Math 120A HW 3

1. Recall that $+_n$ and $\cdot_n$ denote the operations of addition modulo $n$ and multiplication modulo $n$ respectively on the set $\mathbb{Z}_n = \{0,1,\ldots,n-1\}$. They are computed by adding or multiplying normally and then reducing modulo $n$.
   1. Write the table of the operation $+_4$ on $\mathbb{Z}_4$. Does the structure $(\mathbb{Z}_4,+_4)$ have an identity element, and if so, what is it? Which of its elements have inverses? For each invertible element, say what its inverse is.
   2. Write the table of the operation $\cdot_4$ on $\mathbb{Z}_4$. Does the structure $(\mathbb{Z}_4,\cdot_4)$ have an identity element, and if so, what is it? Which of its elements have inverses? For each invertible element, say what its inverse is.
2. For each of the following objects, say whether or not it is a group. If it is not a group, say why not. (Hint: first you should check that the object is a binary structure. Also, you should check that it has an identity element before considering the existence of inverses.)
   1. $(\mathbb{R}, \max)$ where $\max(a,b)$ denotes the maximum of two real numbers $a$ and $b$.
   2. $([0,1],\max)$ where $[0,1] = \{x \in \mathbb{R} : x \ge 0 \text{ and } x \le 1\}$.
   3. $(\mathbb{R}^*,+)$ where $\mathbb{R}^*$ denotes the set of all nonzero real numbers and $+$ denotes ordinary addition.
3. Recall that isomorphisms of binary structures respect identity elements.
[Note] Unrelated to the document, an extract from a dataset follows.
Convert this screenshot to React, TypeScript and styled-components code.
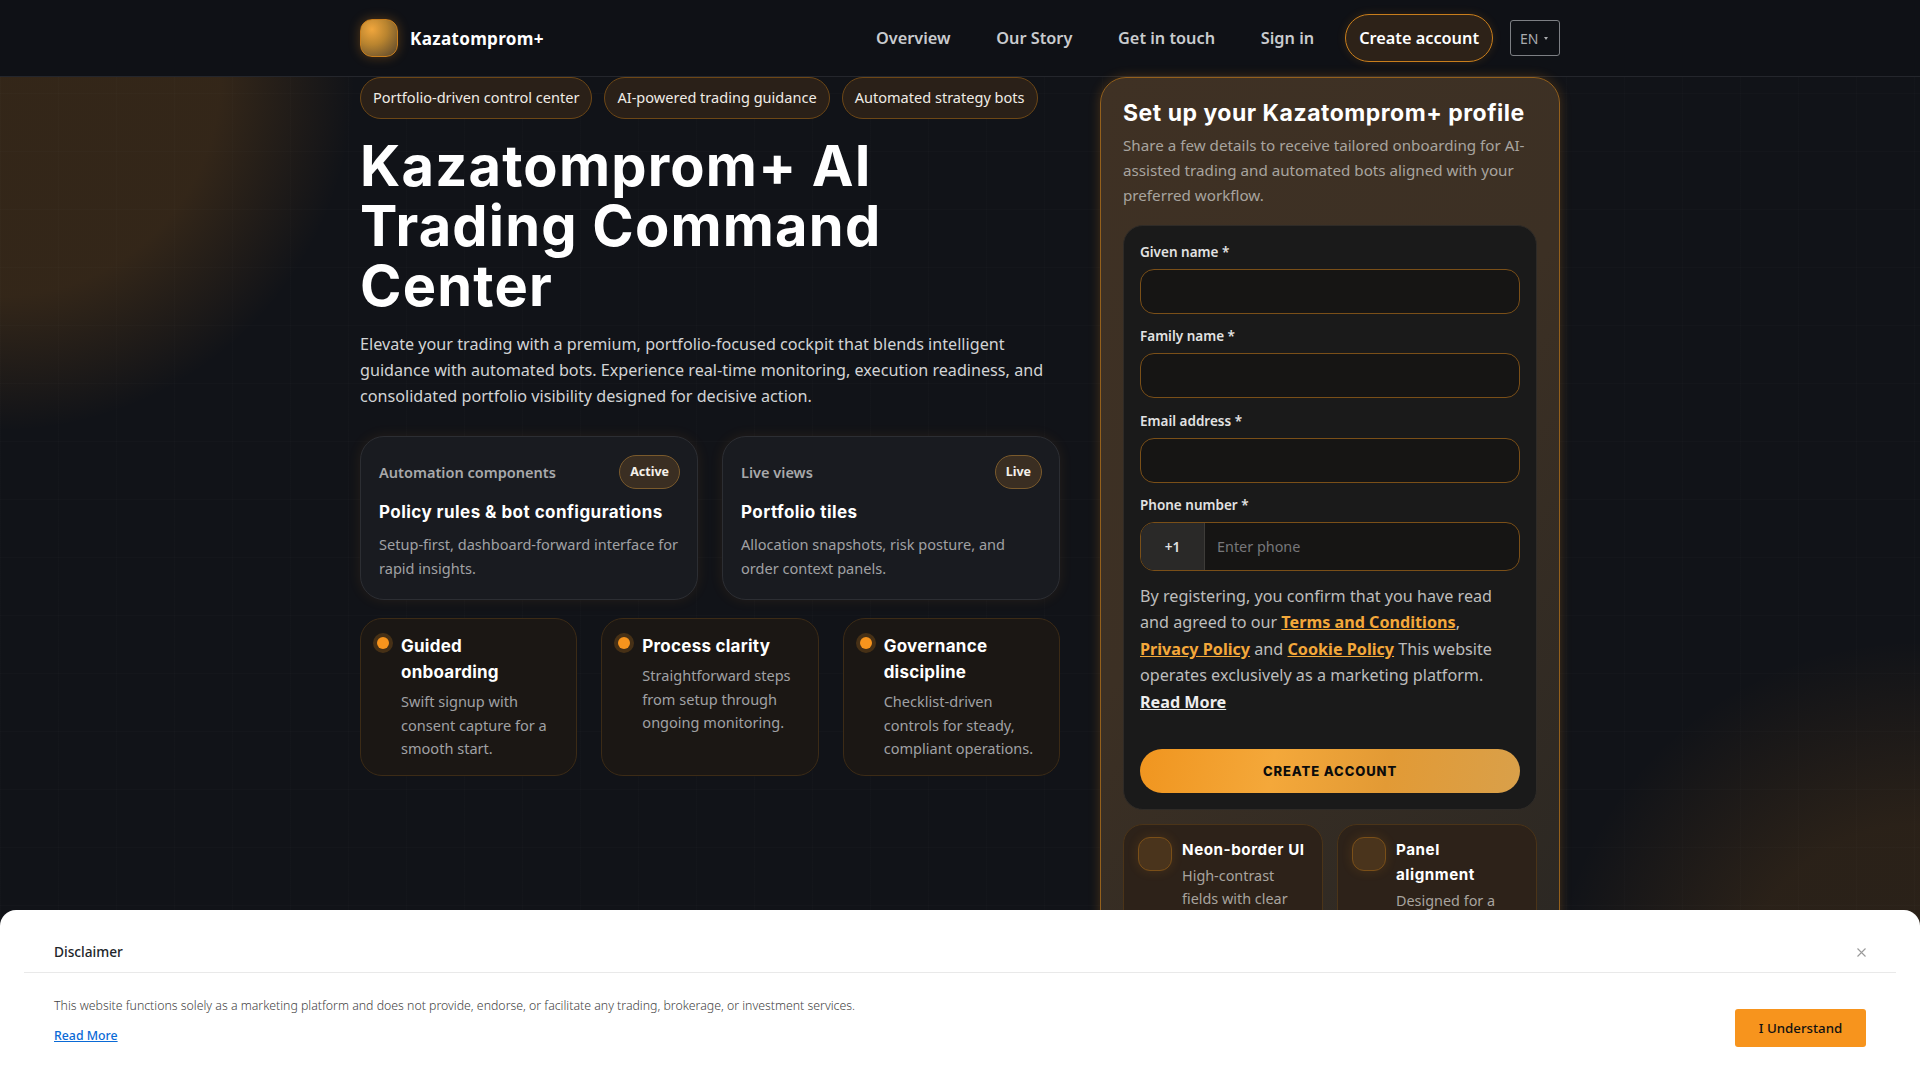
import { createGlobalStyle } from "styled-components";
import styled from "styled-components";

const bodyFont = `"Noto Sans", "Open Sans", sans-serif`;
const headFont = `Inter, "Noto Sans", sans-serif`;

const GlobalStyle = createGlobalStyle`
  * { box-sizing: border-box; }
  html, body { margin: 0; padding: 0; background: #111318; }
  body { font-family: ${bodyFont}; color: #fff; overflow: hidden; }
`;

const navLinks = ["Overview", "Our Story", "Get in touch", "Sign in"];
const pills = [
  "Portfolio-driven control center",
  "AI-powered trading guidance",
  "Automated strategy bots",
];
const tiles = [
  {
    label: "Automation components",
    chip: "Active",
    title: "Policy rules & bot configurations",
    text: "Setup-first, dashboard-forward interface for rapid insights.",
  },
  {
    label: "Live views",
    chip: "Live",
    title: "Portfolio tiles",
    text: "Allocation snapshots, risk posture, and order context panels.",
  },
];
const points = [
  {
    title: "Guided onboarding",
    text: "Swift signup with consent capture for a smooth start.",
  },
  {
    title: "Process clarity",
    text: "Straightforward steps from setup through ongoing monitoring.",
  },
  {
    title: "Governance discipline",
    text: "Checklist-driven controls for steady, compliant operations.",
  },
];
const features = [
  {
    title: "Neon-border UI",
    text: "High-contrast fields with clear focus states.",
  },
  {
    title: "Panel alignment",
    text: "Designed for a tidy, consistent flow.",
  },
];

const App = () => {
  return (
    <Page>
      <GlobalStyle />
      <Header>
        <HeaderInner>
          <Brand>
            <Logo />
            <BrandName>Kazatomprom+</BrandName>
          </Brand>
          <Nav>
            {navLinks.map((link) => (
              <NavLink key={link}>{link}</NavLink>
            ))}
            <CreateLink>Create account</CreateLink>
            <LangButton>
              EN
              <LangCaret />
            </LangButton>
          </Nav>
        </HeaderInner>
      </Header>
      <Main>
        <Left>
          <PillRow>
            {pills.map((p) => (
              <Pill key={p}>{p}</Pill>
            ))}
          </PillRow>
          <Title>Kazatomprom+ AI Trading Command Center</Title>
          <Lead>
            Elevate your trading with a premium, portfolio-focused cockpit that
            blends intelligent guidance with automated bots. Experience
            real-time monitoring, execution readiness, and consolidated
            portfolio visibility designed for decisive action.
          </Lead>
          <TileGrid>
            {tiles.map((t) => (
              <Tile key={t.label}>
                <TileTop>
                  <TileLabel>{t.label}</TileLabel>
                  <Chip>{t.chip}</Chip>
                </TileTop>
                <TileTitle>{t.title}</TileTitle>
                <TileText>{t.text}</TileText>
              </Tile>
            ))}
          </TileGrid>
          <PointGrid>
            {points.map((pt) => (
              <Point key={pt.title}>
                <Dot />
                <div>
                  <PointTitle>{pt.title}</PointTitle>
                  <PointText>{pt.text}</PointText>
                </div>
              </Point>
            ))}
          </PointGrid>
        </Left>
        <Panel>
          <PanelTitle>Set up your Kazatomprom+ profile</PanelTitle>
          <PanelSub>
            Share a few details to receive tailored onboarding for AI-assisted
            trading and automated bots aligned with your preferred workflow.
          </PanelSub>
          <Form>
            <FieldLabel>Given name *</FieldLabel>
            <Input />
            <FieldLabel>Family name *</FieldLabel>
            <Input />
            <FieldLabel>Email address *</FieldLabel>
            <Input />
            <FieldLabel>Phone number *</FieldLabel>
            <PhoneRow>
              <PhonePrefix>+1</PhonePrefix>
              <PhoneInput placeholder="Enter phone" />
            </PhoneRow>
            <Consent>
              By registering, you confirm that you have read and agreed to our{" "}
              <ConsentLink>Terms and Conditions</ConsentLink>,{" "}
              <ConsentLink>Privacy Policy</ConsentLink> and{" "}
              <ConsentLink>Cookie Policy</ConsentLink> This website operates
              exclusively as a marketing platform. <ReadMore>Read More</ReadMore>
            </Consent>
            <Submit>CREATE ACCOUNT</Submit>
          </Form>
          <FeatureGrid>
            {features.map((f) => (
              <Feature key={f.title}>
                <FeatureIcon />
                <div>
                  <FeatureTitle>{f.title}</FeatureTitle>
                  <FeatureText>{f.text}</FeatureText>
                </div>
              </Feature>
            ))}
          </FeatureGrid>
        </Panel>
      </Main>
      <Disclaimer>
        <DisclaimerHead>
          <DisclaimerTitle>Disclaimer</DisclaimerTitle>
          <CloseButton aria-label="Close">
            <svg width="9" height="9" viewBox="0 0 9 9">
              <path d="M.5.5l8 8M8.5.5l-8 8" stroke="#9a9a9a" strokeWidth="1.1" fill="none" />
            </svg>
          </CloseButton>
        </DisclaimerHead>
        <DisclaimerBody>
          <div>
            <DisclaimerText>
              This website functions solely as a marketing platform and does not
              provide, endorse, or facilitate any trading, brokerage, or
              investment services.
            </DisclaimerText>
            <DisclaimerLink>Read More</DisclaimerLink>
          </div>
          <UnderstandButton>I Understand</UnderstandButton>
        </DisclaimerBody>
      </Disclaimer>
    </Page>
  );
};

const Page = styled.div`
  height: 100vh;
  overflow: hidden;
  background:
    repeating-linear-gradient(90deg, rgba(255, 255, 255, 0.012) 0 1px, transparent 1px 58px),
    repeating-linear-gradient(0deg, rgba(255, 255, 255, 0.012) 0 1px, transparent 1px 58px),
    radial-gradient(circle 355px at 0px 76px, rgba(247, 148, 29, 0.15) 62%, rgba(247, 148, 29, 0) 100%),
    radial-gradient(circle 370px at 1920px 1010px, rgba(247, 148, 29, 0.11) 50%, rgba(247, 148, 29, 0) 100%),
    #111318;
`;

const Header = styled.header`
  height: 77px;
  background: #0f1116;
  border-bottom: 1px solid #24262c;
`;

const HeaderInner = styled.div`
  width: 1200px;
  height: 76px;
  margin: 0 auto;
  display: flex;
  align-items: center;
  justify-content: space-between;
`;

const Brand = styled.div`
  display: flex;
  align-items: center;
  gap: 12px;
`;

const Logo = styled.div`
  width: 38px;
  height: 38px;
  border-radius: 12px;
  border: 1px solid #c97e1c;
  background: radial-gradient(circle at 30% 26%, #f0a63d 0%, #b9842f 42%, #54432c 100%);
  box-shadow: 0 0 12px rgba(247, 148, 29, 0.3);
`;

const BrandName = styled.span`
  font-size: 17.1px;
  font-weight: 700;
  letter-spacing: 0.3px;
`;

const Nav = styled.nav`
  display: flex;
  align-items: center;
`;

const NavLink = styled.a`
  font-size: 16.3px;
  font-weight: 600;
  color: #c9cbce;
  margin-right: 45.7px;
`;

const CreateLink = styled.a`
  height: 48px;
  margin-left: -14.7px;
  padding: 0 13px;
  display: flex;
  align-items: center;
  border-radius: 24px;
  border: 1px solid #c97e1c;
  background: #2d2218;
  box-shadow: 0 0 10px rgba(247, 148, 29, 0.14);
  font-size: 16.3px;
  font-weight: 600;
  color: #fff;
`;

const LangButton = styled.div`
  width: 50px;
  height: 36px;
  margin-left: 17px;
  padding-left: 9px;
  display: flex;
  align-items: center;
  gap: 6px;
  border: 1px solid #7d7f84;
  border-radius: 3px;
  font-size: 14px;
  color: #a9abae;
`;

const LangCaret = styled.span`
  width: 0;
  height: 0;
  border-left: 2.5px solid transparent;
  border-right: 2.5px solid transparent;
  border-top: 3px solid #a9abae;
`;

const Main = styled.main`
  width: 1200px;
  margin: 0 auto;
  display: flex;
  gap: 40px;
  align-items: flex-start;
`;

const Left = styled.section`
  width: 700px;
`;

const PillRow = styled.div`
  display: flex;
  gap: 12px;
`;

const Pill = styled.span`
  height: 42px;
  padding: 0 12px 2px;
  display: flex;
  align-items: center;
  border-radius: 21px;
  border: 1px solid #6d4716;
  background: #2a2018;
  font-size: 14.56px;
  color: #f0ece6;
`;

const Title = styled.h1`
  margin: 17px 0 0;
  max-width: 640px;
  font-family: ${headFont};
  font-size: 56px;
  line-height: 60px;
  font-weight: 700;
  letter-spacing: 1.2px;
`;

const Lead = styled.p`
  margin: 15px 0 0;
  font-size: 16.16px;
  line-height: 26px;
  color: #d2d3d5;
`;

const TileGrid = styled.div`
  margin-top: 27px;
  display: grid;
  grid-template-columns: 1fr 1fr;
  gap: 24px;
`;

const Tile = styled.article`
  height: 164px;
  padding: 18px 17px 18px 18px;
  border-radius: 24px;
  border: 1px solid #2c2e33;
  background: #191b20;
  box-shadow: 0 0 14px rgba(247, 148, 29, 0.09);
`;

const TileTop = styled.div`
  display: flex;
  align-items: center;
  justify-content: space-between;
`;

const TileLabel = styled.span`
  padding-bottom: 1px;
  font-size: 14.56px;
  font-weight: 600;
  color: #a8a9ab;
`;

const Chip = styled.span`
  height: 34px;
  padding: 0 10px 1px;
  display: flex;
  align-items: center;
  border-radius: 17px;
  border: 1px solid #7a5a2c;
  background: #3a2e22;
  font-size: 12.5px;
  font-weight: 700;
  color: #f5f1ea;
`;

const TileTitle = styled.h3`
  margin: 10px 0 0;
  font-family: ${headFont};
  font-size: 17px;
  line-height: 26px;
  font-weight: 700;
  letter-spacing: 0.45px;
`;

const TileText = styled.p`
  margin: 7px 0 0;
  font-size: 14.56px;
  line-height: 24px;
  color: #a0a1a4;
`;

const PointGrid = styled.div`
  margin-top: 18px;
  display: grid;
  grid-template-columns: repeat(3, 1fr);
  gap: 24px;
`;

const Point = styled.article`
  height: 158px;
  padding: 14px 16px;
  display: flex;
  gap: 12px;
  border-radius: 22px;
  border: 1px solid #3c2b16;
  background: #1b1714;
`;

const Dot = styled.span`
  flex: none;
  width: 12px;
  height: 12px;
  margin-top: 4px;
  border-radius: 50%;
  background: #f7941d;
  box-shadow: 0 0 0 4px rgba(247, 148, 29, 0.2);
`;

const PointTitle = styled.h4`
  margin: 0;
  font-family: ${headFont};
  font-size: 17px;
  line-height: 26px;
  font-weight: 700;
  letter-spacing: 0.25px;
`;

const PointText = styled.p`
  margin: 5px 0 0;
  font-size: 14.56px;
  line-height: 23.5px;
  color: #a0a1a4;
`;

const Panel = styled.aside`
  width: 460px;
  padding: 20px 22px 22px;
  border-radius: 26px;
  border: 1px solid #94601c;
  background: linear-gradient(135deg, #3f3124 0%, #3c3024 45%, #2a2723 100%);
  box-shadow: 0 0 12px rgba(247, 148, 29, 0.24);
`;

const PanelTitle = styled.h2`
  margin: 0;
  font-family: ${headFont};
  font-size: 23px;
  line-height: 30px;
  font-weight: 700;
  letter-spacing: 0.5px;
`;

const PanelSub = styled.p`
  margin: 5px 0 0;
  font-size: 15.2px;
  line-height: 25px;
  color: #a8a49f;
`;

const Form = styled.form`
  margin-top: 17px;
  padding: 16px;
  border-radius: 20px;
  border: 1px solid #2f2b27;
  background: #1a1a1a;
`;

const FieldLabel = styled.label`
  display: block;
  margin-top: 12.33px;
  font-size: 13.5px;
  line-height: 20px;
  font-weight: 600;
  color: #e2e2e2;

  &:first-child {
    margin-top: 0;
  }
`;

const Input = styled.input`
  display: block;
  width: 100%;
  height: 45px;
  margin-top: 7px;
  border-radius: 14px;
  border: 1px solid #7a4f18;
  background: #161514;
`;

const PhoneRow = styled.div`
  height: 49px;
  margin-top: 7px;
  display: flex;
  border-radius: 14px;
  border: 1px solid #7a4f18;
  background: #161514;
  overflow: hidden;
`;

const PhonePrefix = styled.span`
  width: 64px;
  display: flex;
  align-items: center;
  justify-content: center;
  border-right: 1px solid #3e3c39;
  background: #2a2928;
  font-size: 13.6px;
  font-weight: 600;
  color: #e2e2e2;
`;

const PhoneInput = styled.input`
  flex: 1;
  padding: 0 12px;
  border: 0;
  background: none;
  font-family: ${bodyFont};
  font-size: 14.4px;

  &::placeholder {
    color: #77777a;
    opacity: 1;
  }
`;

const Consent = styled.p`
  margin: 12px 0 0;
  padding-right: 10px;
  font-size: 16.16px;
  line-height: 26.4px;
  color: #bdbdbd;
`;

const ConsentLink = styled.a`
  color: #f4a83a;
  font-weight: 700;
  text-decoration: underline;
`;

const ReadMore = styled.a`
  color: #eee;
  font-weight: 700;
  text-decoration: underline;
`;

const Submit = styled.button`
  display: block;
  width: 100%;
  height: 44px;
  margin-top: 34px;
  border: 0;
  border-radius: 22px;
  background: linear-gradient(100deg, #f0951f 0%, #f4a83a 35%, #e29a35 65%, #d9a04a 100%);
  font-family: ${headFont};
  font-size: 13px;
  font-weight: 800;
  letter-spacing: 0.9px;
  color: #0c0c0c;
`;

const FeatureGrid = styled.div`
  margin-top: 14px;
  display: grid;
  grid-template-columns: 1fr 1fr;
  gap: 14px;
`;

const Feature = styled.article`
  padding: 12px 14px;
  display: flex;
  gap: 10px;
  border-radius: 20px;
  border: 1px solid #4b3418;
  background: #2d2219;
`;

const FeatureIcon = styled.span`
  flex: none;
  width: 34px;
  height: 34px;
  border-radius: 12px;
  border: 1px solid #7a4f18;
  background: #4a341c;
  box-shadow: 0 0 12px rgba(247, 148, 29, 0.14);
`;

const FeatureTitle = styled.h4`
  margin: 0;
  font-family: ${headFont};
  font-size: 15.2px;
  line-height: 25px;
  font-weight: 700;
  letter-spacing: 0.55px;
`;

const FeatureText = styled.p`
  margin: 1.5px 0 0;
  font-size: 14.4px;
  line-height: 23px;
  color: #a8a49f;
`;

const Disclaimer = styled.div`
  position: fixed;
  left: 0;
  right: 0;
  bottom: 0;
  height: 170px;
  padding: 0 24px;
  border-radius: 16px 16px 0 0;
  background: #fff;
  color: #212529;
`;

const DisclaimerHead = styled.div`
  height: 63px;
  padding: 0 30px;
  display: flex;
  align-items: center;
  justify-content: space-between;
  border-bottom: 1px solid #e9e9e9;
`;

const DisclaimerTitle = styled.span`
  padding-top: 20px;
  font-size: 13.7px;
  font-weight: 500;
`;

const CloseButton = styled.button`
  padding: 22px 0 0;
  border: 0;
  background: none;
  line-height: 0;
`;

const DisclaimerBody = styled.div`
  padding: 23px 30px 0;
  display: flex;
  align-items: flex-start;
  justify-content: space-between;
`;

const DisclaimerText = styled.p`
  margin: 0;
  font-size: 12.32px;
  line-height: 20px;
  font-weight: 300;
  color: #444;
`;

const DisclaimerLink = styled.a`
  display: block;
  margin-top: 10px;
  font-size: 12.32px;
  line-height: 20px;
  font-weight: 500;
  color: #0a6ad6;
  text-decoration: underline;
`;

const UnderstandButton = styled.button`
  width: 131px;
  height: 38px;
  margin-top: 13px;
  border: 0;
  border-radius: 3px;
  background: #f7941d;
  font-family: ${bodyFont};
  font-size: 13.3px;
  font-weight: 500;
  color: #111;
`;

export default App;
In this problem, we show that homomorphisms of groups respect identity elements. (Although they are related, neither statement is an obvious consequence of the other.)
   1. Show that in any group, the identity element is the unique solution to the equation $x \ast x = x$.
   2. Use this to show that if $(G,\ast)$ and $(G',\ast')$ are groups and $\phi$ is a homomorphism from $(G,\ast)$ to $(G',\ast')$, then $\phi(e_G) = e_{G'}$.
4. Let $(G,\ast)$ be a three-element group, say $G = \{e,a,b\}$ where $e$ is the identity element. Here is a partly filled-in group table for $(G,\ast)$: \begin{array}{c|ccc} \ast & e & a & b\\ \hline e & e & a & b\\ a & a & ? & \\ b & b & & \end{array}
   1. What goes in the space indicated with a question mark? Explain why there is only one possibility.
   2. Fill in the rest of the table.
   (This problem shows that, up to isomorphism, there is only one three-element group.)
5. Consider the group $(S,\cdot)$ where $$ S = \left\{ \begin{pmatrix} 1 & 0 \\ 0 & 1 \end{pmatrix}, \begin{pmatrix} 1 & 0 \\ 0 & -1 \end{pmatrix}, \begin{pmatrix} -1 & 0 \\ 0 & 1 \end{pmatrix}, \begin{pmatrix} -1 & 0 \\ 0 & -1 \end{pmatrix} \right \} $$ and $\cdot$ denotes matrix multiplication. (You may assume that this structure is a group.) Prove that $(S,\cdot)$ is not isomorphic to $(\mathbb{Z}_4, +_4)$. Hint: what happens when you compute $a +_4 a$ for $a \in \mathbb{Z}_4$? What happens when you compute $a \cdot a$ for $a \in S$?